あと萩野崇氏がTop of イケオジで最高が過ぎる。病み気味のイケオジ、だーい好き!(cv:ハズキルーペ武井咲)


なんでも自分の好きな界隈と比較するのは良くないなとは思いつつ、この『りさ子のガチ恋♡俳優沼』はヴィジュアル系で言うとゴールデンボンバーの「†ザ・V系っぽい曲†」みたいな愛と敬意はあるけど、毒も持った既存の型に対するカウンターカルチャーみたいな感じだと思っていて、こういう舞台が出て来ることで所謂2.5次元舞台もある意味分岐点に来ているのかなあ、と。

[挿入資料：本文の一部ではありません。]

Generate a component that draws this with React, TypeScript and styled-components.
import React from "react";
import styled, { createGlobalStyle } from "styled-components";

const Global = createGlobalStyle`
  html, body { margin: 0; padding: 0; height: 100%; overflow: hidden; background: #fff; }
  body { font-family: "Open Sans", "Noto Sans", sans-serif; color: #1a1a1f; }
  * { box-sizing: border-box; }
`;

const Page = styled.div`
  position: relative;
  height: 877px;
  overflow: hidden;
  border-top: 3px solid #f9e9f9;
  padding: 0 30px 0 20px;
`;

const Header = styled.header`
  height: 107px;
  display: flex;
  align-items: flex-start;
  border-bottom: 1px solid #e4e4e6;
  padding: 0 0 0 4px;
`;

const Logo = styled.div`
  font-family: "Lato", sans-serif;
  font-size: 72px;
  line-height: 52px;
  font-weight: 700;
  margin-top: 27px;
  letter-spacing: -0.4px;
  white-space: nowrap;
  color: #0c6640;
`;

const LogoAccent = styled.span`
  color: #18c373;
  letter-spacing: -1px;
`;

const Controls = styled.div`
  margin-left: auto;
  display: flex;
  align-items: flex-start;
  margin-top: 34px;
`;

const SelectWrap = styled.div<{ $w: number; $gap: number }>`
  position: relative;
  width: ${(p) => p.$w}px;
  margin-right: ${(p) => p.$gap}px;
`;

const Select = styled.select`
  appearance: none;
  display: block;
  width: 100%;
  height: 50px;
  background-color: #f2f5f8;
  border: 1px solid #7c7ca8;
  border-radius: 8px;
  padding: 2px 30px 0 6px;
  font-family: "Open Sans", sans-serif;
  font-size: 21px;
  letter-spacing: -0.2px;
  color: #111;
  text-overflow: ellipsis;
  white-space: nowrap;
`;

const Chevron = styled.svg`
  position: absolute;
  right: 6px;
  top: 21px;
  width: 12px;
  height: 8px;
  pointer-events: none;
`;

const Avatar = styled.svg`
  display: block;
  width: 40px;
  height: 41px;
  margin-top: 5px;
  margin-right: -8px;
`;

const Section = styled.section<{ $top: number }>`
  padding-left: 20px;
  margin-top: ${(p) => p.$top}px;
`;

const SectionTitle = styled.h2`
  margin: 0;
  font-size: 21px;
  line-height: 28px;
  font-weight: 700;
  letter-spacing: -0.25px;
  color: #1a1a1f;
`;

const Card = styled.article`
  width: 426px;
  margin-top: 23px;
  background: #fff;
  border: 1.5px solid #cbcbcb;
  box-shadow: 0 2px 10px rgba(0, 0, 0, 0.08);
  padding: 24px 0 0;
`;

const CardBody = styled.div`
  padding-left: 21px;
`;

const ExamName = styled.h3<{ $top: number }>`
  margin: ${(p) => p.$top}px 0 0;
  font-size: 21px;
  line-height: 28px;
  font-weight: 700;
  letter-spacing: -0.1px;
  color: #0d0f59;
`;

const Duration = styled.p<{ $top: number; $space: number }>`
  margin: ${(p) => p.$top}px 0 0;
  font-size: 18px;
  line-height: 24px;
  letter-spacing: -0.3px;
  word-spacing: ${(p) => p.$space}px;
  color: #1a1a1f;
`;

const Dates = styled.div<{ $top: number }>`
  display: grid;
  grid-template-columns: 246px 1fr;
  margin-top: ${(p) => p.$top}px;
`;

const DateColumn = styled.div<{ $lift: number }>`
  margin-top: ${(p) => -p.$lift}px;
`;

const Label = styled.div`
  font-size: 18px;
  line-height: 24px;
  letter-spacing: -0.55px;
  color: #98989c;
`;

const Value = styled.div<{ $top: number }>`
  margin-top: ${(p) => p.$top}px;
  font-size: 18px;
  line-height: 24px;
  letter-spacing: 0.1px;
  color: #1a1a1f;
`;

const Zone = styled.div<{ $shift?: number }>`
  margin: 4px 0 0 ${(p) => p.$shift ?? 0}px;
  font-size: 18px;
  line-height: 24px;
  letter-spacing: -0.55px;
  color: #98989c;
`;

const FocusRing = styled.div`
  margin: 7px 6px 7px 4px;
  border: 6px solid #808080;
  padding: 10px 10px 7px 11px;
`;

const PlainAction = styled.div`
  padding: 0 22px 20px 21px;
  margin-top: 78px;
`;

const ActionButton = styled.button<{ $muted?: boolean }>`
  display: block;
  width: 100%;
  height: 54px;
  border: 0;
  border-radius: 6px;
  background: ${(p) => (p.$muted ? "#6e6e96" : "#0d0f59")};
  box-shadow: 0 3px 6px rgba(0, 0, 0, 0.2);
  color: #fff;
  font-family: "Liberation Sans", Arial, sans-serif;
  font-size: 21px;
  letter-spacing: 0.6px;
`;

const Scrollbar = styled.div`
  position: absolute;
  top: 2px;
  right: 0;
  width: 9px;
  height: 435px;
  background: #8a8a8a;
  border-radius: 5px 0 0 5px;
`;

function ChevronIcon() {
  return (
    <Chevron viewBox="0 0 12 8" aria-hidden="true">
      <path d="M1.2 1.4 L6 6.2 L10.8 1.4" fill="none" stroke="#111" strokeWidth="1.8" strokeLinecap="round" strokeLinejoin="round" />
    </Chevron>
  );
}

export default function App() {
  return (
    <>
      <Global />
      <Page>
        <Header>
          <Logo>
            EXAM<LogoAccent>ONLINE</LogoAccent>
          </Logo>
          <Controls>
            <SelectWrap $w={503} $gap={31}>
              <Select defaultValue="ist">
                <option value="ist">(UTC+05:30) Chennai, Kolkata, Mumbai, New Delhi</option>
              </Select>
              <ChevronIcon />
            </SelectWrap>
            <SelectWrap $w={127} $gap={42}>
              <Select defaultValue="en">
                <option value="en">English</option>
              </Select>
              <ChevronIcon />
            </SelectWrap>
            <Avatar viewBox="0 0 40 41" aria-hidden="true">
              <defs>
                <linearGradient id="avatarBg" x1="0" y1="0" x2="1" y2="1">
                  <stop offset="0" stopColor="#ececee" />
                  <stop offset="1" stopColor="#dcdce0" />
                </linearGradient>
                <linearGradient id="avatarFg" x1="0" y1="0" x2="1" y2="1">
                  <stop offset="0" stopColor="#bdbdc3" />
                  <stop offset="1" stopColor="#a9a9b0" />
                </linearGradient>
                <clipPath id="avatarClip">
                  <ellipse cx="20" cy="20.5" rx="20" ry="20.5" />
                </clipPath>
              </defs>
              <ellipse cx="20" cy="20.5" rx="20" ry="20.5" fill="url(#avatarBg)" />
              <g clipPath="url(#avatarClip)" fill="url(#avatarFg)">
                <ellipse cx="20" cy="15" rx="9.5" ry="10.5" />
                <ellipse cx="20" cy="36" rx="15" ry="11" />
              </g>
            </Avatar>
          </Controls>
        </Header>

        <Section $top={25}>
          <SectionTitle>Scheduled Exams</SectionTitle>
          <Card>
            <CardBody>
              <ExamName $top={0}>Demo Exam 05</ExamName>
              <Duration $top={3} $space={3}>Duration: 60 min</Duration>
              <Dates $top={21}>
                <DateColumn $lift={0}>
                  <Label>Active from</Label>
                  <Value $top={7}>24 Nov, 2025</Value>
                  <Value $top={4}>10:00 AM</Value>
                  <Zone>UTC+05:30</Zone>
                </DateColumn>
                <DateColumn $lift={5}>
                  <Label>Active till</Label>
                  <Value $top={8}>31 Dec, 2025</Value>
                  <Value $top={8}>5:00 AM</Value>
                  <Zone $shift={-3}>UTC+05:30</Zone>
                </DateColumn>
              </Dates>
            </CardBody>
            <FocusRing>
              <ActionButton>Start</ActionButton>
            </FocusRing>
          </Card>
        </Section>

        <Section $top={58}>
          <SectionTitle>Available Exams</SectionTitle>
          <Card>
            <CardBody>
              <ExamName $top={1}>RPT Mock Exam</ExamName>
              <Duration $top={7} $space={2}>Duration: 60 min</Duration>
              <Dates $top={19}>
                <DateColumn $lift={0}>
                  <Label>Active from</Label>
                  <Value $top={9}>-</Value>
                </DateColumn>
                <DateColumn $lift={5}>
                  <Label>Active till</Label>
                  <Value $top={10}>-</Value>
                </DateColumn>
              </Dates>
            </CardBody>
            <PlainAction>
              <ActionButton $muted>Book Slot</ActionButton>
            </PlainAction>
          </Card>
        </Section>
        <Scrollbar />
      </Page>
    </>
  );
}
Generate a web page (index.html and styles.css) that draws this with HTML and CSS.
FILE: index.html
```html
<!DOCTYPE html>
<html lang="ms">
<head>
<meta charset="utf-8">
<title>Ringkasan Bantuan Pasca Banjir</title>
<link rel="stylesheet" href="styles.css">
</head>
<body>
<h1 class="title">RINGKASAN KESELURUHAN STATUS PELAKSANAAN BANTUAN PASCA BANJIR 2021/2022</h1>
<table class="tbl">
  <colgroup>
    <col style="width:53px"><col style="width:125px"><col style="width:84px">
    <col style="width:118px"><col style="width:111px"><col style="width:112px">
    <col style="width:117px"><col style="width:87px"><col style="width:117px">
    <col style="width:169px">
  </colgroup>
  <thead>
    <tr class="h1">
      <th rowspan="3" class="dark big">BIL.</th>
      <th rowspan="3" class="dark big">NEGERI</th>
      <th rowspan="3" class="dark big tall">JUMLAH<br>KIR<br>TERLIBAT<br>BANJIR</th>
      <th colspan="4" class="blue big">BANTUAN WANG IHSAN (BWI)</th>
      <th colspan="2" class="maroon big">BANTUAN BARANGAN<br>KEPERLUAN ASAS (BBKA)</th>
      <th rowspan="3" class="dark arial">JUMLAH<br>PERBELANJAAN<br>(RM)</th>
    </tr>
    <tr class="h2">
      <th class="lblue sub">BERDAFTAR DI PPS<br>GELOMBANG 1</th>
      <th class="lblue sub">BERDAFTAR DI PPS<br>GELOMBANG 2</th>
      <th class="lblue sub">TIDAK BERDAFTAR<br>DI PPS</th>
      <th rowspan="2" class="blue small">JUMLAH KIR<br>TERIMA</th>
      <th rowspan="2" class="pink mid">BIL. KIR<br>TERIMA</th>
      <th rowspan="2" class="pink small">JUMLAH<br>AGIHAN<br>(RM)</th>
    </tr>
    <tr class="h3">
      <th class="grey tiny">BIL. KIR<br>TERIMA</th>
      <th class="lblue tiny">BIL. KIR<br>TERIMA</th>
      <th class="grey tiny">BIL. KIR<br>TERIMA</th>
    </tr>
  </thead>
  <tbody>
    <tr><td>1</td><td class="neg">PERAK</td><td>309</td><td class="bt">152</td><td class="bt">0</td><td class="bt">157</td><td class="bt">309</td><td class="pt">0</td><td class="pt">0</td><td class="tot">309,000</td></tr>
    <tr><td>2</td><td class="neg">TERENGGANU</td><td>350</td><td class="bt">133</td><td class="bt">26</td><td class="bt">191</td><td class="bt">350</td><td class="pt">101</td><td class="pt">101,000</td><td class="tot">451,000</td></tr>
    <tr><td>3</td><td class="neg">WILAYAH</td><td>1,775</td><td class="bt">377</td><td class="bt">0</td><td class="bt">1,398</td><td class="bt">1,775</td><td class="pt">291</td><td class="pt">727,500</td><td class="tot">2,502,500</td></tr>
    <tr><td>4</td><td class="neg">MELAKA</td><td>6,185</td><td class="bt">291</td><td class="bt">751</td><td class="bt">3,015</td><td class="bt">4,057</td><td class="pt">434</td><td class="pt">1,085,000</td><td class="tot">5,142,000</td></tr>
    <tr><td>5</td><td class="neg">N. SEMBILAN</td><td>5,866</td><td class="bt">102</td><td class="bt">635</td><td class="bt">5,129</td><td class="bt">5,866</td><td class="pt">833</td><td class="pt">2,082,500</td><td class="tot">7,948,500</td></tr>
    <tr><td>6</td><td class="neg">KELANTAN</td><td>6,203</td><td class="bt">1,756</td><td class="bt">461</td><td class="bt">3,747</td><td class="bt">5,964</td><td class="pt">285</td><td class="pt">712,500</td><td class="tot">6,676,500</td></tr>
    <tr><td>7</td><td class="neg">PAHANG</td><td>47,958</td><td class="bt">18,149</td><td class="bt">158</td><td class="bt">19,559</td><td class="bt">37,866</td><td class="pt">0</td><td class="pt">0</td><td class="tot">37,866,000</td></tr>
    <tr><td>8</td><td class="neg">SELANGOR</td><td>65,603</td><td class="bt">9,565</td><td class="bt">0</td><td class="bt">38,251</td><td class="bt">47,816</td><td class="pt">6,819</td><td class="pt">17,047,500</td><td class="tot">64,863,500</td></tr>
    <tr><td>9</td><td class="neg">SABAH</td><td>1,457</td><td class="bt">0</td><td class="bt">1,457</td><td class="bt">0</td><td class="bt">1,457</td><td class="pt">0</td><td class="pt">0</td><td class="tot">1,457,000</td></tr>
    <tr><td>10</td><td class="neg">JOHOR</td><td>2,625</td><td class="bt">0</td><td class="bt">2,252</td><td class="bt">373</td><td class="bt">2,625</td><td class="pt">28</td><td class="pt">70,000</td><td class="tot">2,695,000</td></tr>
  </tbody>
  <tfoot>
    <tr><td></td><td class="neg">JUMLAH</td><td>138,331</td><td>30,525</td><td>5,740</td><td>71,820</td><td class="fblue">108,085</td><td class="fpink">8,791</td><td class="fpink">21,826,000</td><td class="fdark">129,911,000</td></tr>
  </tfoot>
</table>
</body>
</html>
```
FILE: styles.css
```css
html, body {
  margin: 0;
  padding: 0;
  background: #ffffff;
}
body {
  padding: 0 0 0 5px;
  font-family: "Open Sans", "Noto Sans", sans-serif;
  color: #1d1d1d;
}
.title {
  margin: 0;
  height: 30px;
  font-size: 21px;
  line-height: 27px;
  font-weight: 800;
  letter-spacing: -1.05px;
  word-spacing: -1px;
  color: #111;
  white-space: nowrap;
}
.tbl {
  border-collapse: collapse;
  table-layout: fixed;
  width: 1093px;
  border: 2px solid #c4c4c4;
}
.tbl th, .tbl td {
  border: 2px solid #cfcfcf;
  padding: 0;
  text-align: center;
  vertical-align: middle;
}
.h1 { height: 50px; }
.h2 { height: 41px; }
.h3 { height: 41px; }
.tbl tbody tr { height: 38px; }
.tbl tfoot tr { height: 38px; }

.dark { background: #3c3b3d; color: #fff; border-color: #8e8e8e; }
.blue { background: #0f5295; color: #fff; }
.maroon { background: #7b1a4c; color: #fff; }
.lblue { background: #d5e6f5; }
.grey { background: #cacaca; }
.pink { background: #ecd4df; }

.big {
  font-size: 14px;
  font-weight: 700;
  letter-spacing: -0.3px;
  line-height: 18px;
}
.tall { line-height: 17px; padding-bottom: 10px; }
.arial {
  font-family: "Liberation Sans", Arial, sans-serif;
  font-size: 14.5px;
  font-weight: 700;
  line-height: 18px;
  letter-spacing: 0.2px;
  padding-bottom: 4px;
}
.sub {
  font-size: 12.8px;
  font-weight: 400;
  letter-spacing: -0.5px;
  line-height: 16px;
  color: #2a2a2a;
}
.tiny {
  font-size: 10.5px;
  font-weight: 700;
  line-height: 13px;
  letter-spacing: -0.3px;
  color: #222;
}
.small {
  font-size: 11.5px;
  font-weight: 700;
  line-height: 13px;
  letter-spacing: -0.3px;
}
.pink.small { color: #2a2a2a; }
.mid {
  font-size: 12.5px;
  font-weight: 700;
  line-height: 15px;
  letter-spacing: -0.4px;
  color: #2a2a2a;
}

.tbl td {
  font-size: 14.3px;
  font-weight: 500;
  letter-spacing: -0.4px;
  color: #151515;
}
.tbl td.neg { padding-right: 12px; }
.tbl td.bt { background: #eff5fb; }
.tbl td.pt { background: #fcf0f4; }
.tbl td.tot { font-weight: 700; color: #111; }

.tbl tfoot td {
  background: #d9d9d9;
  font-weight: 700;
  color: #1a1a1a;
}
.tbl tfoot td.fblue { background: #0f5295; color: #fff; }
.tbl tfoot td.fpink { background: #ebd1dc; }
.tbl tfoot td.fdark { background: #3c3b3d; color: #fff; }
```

舞台版の結末は小説版と少し変わっていて、『りさ子のガチ恋♡俳優沼』のカーテンコールに「りさ子」だけ出て来なくて、カーテンコールの後に舞台で翔太役の柏木佑介さんと「りさ子」がすれ違う。
りさ子の「頑張ってください」に「ありがとう」と返して、上手に下がる柏木さん。

「佑介くん、尊い……」と呟いて、舞台から降り、シアターモリエールの扉から出て行く「りさ子」





こっわ……!
舞台版の演出でここが一番怖かった。

「りさ子」は誰でもないのに、誰でもあって、どこにもいないのに、どこにでもいる。



『りさ子のガチ恋♡俳優沼』はまさに哲学であり、間違いなくホラー。



深淵をのぞく時、深淵もまたこちらをのぞいているのだーー

*1:りさ子の視点以外にるるちゃんや若手俳優のあっきーの視点があるので、物語の輪郭が掴みやすい

*2:ヴィジュアル系界隈で言ったら多分池袋サイバーみたいな位置付けの匂いがする

*3:ロッカーに預けずにキャリー引いてる理由は小説版では説明あるけど舞台版ではなかった

*4:リプ専って言うけど、発言に対する最初のコメントはメンションでそれに対するのがリプじゃなかったっけ?って思わんこともない

*5:クローズとクローズIIはマジマジすっげーエモの洪水なんで是非観てください、エクスプロードは虚無なので誰かと観ないと青いペストマスク被ることになるぞ!